TO DO
Keep only the lines that hold the string "with", filtering out the rest of the entries below.

RAW DATA

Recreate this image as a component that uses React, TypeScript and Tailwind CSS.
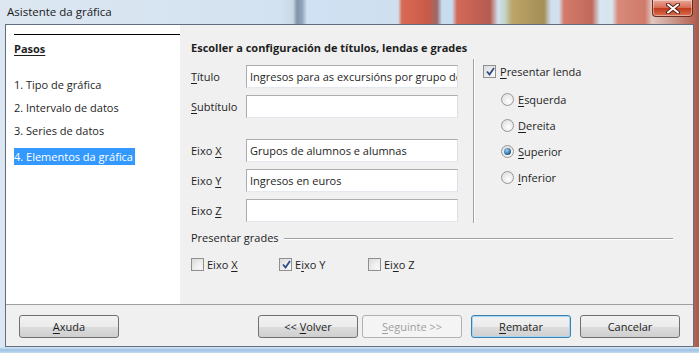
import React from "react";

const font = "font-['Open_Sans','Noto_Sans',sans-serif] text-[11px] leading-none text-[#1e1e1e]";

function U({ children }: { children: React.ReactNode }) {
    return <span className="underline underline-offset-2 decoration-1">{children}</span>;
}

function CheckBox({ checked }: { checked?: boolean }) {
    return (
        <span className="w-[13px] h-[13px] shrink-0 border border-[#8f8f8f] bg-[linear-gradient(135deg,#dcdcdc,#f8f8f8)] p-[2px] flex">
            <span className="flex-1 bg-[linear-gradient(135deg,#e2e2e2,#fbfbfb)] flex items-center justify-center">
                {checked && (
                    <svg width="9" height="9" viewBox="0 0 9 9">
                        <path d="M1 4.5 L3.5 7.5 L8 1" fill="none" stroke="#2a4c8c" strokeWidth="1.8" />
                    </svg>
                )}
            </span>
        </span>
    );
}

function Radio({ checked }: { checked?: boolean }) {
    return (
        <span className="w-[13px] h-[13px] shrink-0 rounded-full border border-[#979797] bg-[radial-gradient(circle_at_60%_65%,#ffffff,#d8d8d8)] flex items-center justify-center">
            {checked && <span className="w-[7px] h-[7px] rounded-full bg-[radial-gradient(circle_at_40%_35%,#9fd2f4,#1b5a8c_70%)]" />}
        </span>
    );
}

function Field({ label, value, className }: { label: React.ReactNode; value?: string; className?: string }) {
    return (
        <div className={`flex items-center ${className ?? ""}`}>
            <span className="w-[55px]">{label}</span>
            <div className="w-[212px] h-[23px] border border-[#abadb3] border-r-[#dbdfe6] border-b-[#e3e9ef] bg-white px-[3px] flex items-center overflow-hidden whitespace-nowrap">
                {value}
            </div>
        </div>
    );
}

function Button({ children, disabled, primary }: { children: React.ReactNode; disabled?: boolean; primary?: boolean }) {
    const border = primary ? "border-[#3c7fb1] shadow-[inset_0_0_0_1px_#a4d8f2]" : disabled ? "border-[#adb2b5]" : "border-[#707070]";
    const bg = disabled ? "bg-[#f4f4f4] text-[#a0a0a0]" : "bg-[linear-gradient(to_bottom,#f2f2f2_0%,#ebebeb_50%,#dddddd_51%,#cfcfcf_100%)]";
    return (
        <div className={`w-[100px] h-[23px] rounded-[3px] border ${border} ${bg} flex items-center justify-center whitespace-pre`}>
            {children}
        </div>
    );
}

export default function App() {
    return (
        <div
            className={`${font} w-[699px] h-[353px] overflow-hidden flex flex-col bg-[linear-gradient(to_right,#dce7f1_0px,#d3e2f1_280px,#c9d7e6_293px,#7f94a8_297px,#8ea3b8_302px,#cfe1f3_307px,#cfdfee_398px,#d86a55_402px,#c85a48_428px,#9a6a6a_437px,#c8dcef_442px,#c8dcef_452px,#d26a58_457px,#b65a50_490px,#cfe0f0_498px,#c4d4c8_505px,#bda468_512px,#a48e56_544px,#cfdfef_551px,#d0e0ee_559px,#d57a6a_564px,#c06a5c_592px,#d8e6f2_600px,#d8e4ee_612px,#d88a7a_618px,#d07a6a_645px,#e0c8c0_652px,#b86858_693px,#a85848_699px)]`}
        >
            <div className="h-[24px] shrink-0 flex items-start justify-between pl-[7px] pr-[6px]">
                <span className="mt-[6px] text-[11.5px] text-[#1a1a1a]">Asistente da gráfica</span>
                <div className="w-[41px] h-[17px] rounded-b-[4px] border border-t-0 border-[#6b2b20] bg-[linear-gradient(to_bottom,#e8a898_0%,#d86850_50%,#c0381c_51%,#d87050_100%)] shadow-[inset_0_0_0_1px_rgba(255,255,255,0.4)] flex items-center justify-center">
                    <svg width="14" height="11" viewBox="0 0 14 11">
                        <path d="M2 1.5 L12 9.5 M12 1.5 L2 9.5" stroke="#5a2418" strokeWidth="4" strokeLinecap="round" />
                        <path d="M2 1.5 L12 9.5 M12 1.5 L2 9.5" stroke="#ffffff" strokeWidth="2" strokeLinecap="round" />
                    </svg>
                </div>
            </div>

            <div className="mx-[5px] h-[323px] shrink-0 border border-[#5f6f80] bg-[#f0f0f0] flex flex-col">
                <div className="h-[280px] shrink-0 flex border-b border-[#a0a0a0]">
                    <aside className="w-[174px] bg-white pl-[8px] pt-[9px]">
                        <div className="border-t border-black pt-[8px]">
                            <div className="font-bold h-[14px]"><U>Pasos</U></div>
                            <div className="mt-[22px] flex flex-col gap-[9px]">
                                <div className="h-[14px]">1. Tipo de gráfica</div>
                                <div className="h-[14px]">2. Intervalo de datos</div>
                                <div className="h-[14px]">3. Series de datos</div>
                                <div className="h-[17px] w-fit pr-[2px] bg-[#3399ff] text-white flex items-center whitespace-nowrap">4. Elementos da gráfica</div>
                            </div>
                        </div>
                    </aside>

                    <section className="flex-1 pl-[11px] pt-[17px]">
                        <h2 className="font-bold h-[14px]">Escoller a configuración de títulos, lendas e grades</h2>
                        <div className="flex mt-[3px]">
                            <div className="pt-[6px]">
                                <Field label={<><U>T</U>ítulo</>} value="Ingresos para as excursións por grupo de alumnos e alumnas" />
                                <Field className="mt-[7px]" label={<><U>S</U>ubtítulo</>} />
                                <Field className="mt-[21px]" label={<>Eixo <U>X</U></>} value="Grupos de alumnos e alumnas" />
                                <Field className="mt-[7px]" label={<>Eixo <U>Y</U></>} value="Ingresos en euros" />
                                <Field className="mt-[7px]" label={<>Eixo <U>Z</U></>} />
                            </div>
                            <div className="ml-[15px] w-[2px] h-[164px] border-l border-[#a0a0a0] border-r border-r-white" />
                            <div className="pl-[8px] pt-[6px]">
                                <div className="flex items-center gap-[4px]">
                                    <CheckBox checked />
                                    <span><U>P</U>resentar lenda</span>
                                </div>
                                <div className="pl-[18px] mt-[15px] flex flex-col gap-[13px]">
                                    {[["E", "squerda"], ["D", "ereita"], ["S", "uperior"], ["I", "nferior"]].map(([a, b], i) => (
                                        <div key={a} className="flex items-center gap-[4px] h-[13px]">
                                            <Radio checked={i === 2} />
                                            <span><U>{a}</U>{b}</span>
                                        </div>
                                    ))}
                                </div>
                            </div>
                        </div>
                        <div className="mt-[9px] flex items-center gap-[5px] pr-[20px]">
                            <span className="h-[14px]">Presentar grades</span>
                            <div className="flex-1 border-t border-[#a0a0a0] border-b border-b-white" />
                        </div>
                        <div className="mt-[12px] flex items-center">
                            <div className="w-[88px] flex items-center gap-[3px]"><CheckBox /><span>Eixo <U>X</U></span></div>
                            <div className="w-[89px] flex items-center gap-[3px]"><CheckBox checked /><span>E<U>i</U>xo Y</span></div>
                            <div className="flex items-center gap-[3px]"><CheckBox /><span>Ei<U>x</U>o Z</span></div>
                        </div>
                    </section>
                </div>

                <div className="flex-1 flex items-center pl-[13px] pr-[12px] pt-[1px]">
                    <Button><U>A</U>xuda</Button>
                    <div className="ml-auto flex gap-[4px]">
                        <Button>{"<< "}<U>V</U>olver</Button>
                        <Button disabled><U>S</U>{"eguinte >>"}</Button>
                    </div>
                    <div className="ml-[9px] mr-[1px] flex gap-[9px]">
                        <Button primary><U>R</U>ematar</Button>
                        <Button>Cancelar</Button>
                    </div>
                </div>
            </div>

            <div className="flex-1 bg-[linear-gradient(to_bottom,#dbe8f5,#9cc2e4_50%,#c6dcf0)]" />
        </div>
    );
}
--
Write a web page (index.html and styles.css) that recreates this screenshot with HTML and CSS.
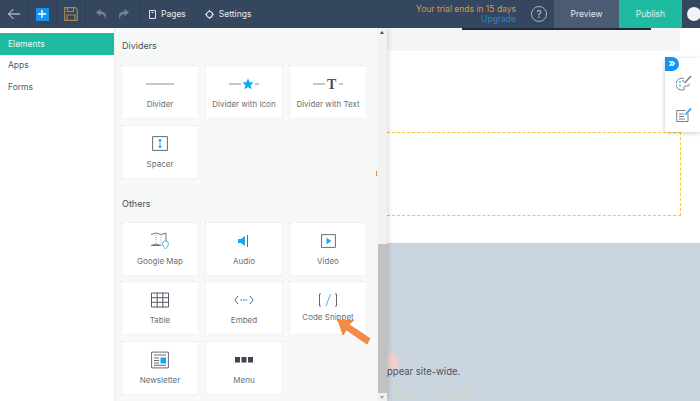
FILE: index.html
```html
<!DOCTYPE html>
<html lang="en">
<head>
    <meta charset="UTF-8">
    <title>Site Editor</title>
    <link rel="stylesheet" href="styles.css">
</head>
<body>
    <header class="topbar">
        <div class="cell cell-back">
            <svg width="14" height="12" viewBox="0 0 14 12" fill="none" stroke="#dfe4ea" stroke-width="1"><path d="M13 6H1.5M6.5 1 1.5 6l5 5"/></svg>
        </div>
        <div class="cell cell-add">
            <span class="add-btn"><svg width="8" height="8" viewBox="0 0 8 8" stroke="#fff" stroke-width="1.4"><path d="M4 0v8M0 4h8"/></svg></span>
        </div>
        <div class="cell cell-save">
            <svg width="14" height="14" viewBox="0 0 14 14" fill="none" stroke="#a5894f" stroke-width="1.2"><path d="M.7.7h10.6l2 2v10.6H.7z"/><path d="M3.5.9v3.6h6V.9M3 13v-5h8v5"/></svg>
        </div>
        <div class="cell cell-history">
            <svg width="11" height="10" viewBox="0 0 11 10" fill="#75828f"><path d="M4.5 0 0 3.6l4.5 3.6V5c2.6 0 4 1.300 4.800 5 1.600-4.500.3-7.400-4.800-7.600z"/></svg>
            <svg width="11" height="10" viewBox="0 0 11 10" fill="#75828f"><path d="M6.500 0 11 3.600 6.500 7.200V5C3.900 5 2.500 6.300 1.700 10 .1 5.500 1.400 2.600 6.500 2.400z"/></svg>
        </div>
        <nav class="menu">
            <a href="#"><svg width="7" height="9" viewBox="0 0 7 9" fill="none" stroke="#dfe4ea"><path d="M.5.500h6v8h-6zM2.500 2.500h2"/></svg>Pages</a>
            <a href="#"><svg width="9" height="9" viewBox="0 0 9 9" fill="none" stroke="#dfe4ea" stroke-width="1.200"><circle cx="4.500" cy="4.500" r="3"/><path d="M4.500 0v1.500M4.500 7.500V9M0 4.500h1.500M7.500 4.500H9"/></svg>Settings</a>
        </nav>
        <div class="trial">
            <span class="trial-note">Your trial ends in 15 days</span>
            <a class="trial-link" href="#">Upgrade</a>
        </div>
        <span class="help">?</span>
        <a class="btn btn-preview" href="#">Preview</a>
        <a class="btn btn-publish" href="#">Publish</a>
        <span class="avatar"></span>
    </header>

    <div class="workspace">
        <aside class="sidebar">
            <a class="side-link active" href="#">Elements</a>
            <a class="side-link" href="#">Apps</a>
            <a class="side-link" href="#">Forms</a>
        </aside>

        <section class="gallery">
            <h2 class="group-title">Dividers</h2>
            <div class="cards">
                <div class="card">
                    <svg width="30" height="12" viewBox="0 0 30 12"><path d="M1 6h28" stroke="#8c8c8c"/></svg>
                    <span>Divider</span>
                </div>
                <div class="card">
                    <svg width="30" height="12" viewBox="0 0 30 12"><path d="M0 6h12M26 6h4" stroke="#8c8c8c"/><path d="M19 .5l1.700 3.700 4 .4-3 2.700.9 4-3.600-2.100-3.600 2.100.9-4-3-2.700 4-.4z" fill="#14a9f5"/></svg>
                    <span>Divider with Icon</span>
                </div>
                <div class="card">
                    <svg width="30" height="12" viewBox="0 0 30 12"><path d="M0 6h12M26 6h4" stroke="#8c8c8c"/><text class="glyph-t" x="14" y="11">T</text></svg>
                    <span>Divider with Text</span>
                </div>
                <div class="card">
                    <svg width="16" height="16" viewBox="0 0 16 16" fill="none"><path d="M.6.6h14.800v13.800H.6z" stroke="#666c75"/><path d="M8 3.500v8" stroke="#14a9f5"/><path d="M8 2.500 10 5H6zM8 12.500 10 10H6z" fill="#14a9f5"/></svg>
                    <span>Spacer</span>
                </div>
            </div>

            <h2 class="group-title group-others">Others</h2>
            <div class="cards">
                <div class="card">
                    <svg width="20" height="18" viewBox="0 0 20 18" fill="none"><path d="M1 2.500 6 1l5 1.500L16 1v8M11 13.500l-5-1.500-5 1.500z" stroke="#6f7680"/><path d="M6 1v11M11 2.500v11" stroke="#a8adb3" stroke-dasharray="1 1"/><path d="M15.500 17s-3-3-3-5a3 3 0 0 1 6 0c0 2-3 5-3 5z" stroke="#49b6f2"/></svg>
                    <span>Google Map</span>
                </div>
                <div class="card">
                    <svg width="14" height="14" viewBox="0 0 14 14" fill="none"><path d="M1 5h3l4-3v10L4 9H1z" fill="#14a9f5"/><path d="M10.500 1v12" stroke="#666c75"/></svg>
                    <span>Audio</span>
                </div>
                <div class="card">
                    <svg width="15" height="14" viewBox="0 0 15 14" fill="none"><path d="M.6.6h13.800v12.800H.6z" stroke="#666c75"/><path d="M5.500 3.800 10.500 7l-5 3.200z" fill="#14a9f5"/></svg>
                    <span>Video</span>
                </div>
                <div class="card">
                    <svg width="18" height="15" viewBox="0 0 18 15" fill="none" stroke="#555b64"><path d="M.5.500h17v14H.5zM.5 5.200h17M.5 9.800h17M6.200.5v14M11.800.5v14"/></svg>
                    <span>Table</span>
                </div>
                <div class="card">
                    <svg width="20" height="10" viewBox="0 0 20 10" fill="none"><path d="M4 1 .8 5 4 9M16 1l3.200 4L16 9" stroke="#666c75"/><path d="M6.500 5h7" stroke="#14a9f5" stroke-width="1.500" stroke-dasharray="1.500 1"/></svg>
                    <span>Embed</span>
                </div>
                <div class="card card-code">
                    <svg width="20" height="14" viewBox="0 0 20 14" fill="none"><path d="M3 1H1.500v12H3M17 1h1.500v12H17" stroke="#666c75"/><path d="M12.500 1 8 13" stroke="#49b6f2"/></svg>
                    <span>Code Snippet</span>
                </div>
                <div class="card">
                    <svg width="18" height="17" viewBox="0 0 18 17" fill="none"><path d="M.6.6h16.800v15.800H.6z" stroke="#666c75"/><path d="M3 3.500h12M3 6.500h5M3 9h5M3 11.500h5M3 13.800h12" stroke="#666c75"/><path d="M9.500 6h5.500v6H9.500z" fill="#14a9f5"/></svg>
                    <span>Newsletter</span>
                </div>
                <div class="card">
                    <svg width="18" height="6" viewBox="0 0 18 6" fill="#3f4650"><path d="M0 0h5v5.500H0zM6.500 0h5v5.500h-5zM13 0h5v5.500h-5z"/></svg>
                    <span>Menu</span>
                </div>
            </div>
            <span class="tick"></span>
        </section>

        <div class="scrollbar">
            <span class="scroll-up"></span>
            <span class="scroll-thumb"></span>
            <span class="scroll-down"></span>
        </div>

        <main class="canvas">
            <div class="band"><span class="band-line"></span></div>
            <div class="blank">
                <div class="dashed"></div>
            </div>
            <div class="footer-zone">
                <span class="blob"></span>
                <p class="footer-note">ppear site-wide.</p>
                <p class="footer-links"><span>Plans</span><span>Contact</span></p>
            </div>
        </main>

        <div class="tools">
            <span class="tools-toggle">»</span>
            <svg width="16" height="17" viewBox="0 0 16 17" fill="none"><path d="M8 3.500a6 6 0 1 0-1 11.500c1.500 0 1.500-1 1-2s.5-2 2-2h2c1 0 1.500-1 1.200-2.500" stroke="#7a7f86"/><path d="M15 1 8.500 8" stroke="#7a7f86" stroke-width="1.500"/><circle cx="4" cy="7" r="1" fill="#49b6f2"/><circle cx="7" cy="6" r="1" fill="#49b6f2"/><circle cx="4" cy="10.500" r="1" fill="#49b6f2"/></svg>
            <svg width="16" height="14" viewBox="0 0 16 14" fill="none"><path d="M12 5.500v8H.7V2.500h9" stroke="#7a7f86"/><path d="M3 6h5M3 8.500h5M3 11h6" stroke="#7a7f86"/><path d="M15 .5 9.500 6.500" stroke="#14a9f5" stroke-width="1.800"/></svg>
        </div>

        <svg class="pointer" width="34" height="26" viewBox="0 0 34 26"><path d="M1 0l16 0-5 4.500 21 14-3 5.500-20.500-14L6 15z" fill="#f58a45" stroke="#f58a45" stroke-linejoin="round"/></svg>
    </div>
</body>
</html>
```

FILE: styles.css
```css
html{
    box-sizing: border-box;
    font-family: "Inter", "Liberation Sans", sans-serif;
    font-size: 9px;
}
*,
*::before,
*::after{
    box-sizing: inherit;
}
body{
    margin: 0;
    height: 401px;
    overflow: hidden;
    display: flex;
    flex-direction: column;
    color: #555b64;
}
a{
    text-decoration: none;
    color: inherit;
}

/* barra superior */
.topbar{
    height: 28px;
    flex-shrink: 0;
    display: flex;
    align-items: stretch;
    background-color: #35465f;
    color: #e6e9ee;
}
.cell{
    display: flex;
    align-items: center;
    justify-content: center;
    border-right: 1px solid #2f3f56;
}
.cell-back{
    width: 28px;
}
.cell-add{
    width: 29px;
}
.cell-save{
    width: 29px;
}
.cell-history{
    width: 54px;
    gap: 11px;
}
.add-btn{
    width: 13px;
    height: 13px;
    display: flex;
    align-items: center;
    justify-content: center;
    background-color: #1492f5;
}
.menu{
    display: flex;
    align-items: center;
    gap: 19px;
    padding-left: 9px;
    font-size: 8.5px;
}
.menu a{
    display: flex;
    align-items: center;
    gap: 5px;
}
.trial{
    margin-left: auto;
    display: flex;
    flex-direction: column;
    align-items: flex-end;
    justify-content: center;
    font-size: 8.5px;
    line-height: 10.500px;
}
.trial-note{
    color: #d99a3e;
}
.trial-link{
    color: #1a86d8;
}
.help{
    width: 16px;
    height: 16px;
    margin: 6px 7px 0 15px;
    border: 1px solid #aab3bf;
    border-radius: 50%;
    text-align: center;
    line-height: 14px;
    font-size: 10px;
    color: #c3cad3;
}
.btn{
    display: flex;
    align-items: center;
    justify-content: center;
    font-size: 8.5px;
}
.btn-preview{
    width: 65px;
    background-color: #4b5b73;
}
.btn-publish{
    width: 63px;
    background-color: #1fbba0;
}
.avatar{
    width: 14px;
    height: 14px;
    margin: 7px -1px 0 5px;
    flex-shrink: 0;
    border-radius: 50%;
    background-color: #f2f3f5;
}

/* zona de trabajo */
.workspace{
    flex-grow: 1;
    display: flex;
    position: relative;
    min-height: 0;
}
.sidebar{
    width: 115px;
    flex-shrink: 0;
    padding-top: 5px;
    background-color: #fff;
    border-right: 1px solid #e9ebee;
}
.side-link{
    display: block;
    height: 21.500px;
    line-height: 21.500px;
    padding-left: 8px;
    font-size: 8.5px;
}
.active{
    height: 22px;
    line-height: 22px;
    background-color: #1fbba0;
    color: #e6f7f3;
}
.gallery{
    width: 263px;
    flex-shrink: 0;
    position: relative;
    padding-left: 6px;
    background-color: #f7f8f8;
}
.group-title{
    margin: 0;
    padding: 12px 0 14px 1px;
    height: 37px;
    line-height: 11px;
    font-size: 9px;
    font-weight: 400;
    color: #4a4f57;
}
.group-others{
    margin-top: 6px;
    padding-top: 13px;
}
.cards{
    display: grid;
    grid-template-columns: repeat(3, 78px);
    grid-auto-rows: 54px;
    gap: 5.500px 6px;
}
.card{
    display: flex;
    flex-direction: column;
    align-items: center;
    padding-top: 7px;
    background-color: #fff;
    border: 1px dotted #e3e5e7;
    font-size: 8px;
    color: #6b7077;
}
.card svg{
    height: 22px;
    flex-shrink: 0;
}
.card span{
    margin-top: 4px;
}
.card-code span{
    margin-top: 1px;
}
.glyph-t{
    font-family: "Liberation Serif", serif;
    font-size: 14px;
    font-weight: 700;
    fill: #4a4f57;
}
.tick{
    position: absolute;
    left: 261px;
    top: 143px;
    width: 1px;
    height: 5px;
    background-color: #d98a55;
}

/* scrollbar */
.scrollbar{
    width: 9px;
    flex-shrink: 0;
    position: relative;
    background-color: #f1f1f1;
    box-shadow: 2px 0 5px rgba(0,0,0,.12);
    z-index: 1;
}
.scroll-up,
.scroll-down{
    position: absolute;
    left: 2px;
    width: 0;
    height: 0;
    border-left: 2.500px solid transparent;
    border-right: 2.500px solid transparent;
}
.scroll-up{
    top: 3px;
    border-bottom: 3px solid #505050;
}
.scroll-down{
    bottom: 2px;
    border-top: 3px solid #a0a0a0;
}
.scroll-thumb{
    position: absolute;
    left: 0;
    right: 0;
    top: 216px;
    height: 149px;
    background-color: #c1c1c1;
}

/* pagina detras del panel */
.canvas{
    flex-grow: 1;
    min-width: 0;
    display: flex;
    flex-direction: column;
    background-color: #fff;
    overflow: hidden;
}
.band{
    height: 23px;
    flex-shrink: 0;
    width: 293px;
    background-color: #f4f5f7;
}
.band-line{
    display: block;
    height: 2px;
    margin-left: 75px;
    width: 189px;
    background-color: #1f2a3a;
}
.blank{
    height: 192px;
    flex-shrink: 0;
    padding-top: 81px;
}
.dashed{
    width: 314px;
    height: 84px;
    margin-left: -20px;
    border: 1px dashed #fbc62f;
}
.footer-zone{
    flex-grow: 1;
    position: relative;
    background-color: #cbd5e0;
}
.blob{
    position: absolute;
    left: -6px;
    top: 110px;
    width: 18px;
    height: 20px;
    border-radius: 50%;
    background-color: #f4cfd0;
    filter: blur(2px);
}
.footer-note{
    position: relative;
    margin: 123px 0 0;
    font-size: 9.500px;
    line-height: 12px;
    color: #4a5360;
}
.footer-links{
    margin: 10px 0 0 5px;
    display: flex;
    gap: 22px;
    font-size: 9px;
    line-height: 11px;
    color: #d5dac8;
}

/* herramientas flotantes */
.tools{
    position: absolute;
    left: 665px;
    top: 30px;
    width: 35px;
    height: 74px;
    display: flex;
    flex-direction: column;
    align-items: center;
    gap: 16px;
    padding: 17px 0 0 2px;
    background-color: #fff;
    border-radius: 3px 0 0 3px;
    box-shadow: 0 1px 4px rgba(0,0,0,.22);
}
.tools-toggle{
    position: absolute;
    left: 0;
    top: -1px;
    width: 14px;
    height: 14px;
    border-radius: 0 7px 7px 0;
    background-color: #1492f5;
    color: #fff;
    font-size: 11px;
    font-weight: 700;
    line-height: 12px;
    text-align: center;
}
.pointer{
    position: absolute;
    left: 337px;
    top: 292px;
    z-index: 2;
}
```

OUTPUT
Write a web page (index.html and styles.css) that recreates this screenshot with HTML and CSS.
                    <span>Divider with Icon</span>
                    <span>Divider with Text</span>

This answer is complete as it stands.